What Erik and his wife Emily learned on the trip, with their five kids sharing the adventure with them, was how to turn worry into wonder and the importance of building confidence, credibility and calm. Those are truths they now teach others through their speaking, writing and coaching.

And it could not have started any smaller. 

“I’d go down to this high rise in the financial districts every afternoon and I’d work 3 till midnight,” Erik said on the podcast of the job he took to make ends meet. “I would take a dinner break right around sunset, and I would walk along the Hudson River. I would see these sailboats that just carve their way up and down, silhouetted against the sky.

“During my dinner break, Emily and I would get on the phone, and we would talk as we try to figure out how to dig ourselves out of this hole we found ourselves in. She was happy that I would see these boats and that they gave me a sense of peace. As I described it often enough, I realized that there was a sailing school right downstairs, and that’s where these boats were coming from. She said, ‘You should go check it out. Maybe you’d want to learn how to sail.’ ”

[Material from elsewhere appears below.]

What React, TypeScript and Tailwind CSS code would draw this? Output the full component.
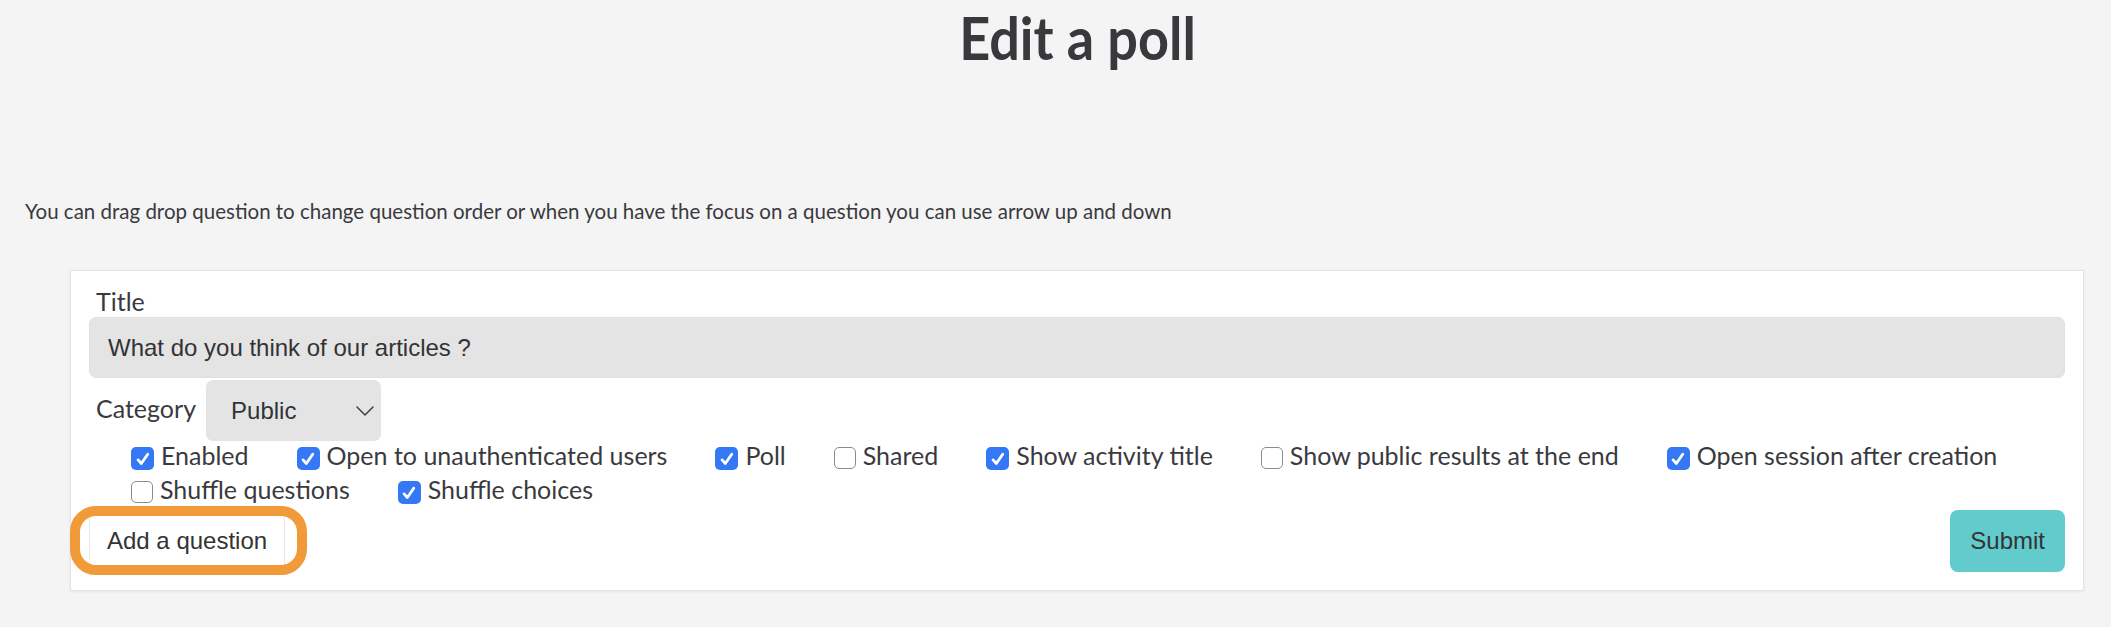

Second-act significance looks different for each of us. But the steps to get there, to scratch the “Is this all there is?” itch, can be followed by any of us.

Reflection

  • Do you have an “Is this all there is?” itch you’ve been wanting to scratch? What’s holding you back?
  • What are the skills and passions you have that can serve you if you start on the journey to a life of greater significance?
  • What would significance look like for you if you grab hold of that next act in your life? Why would that be more rewarding and fulfilling than what you’re doing now?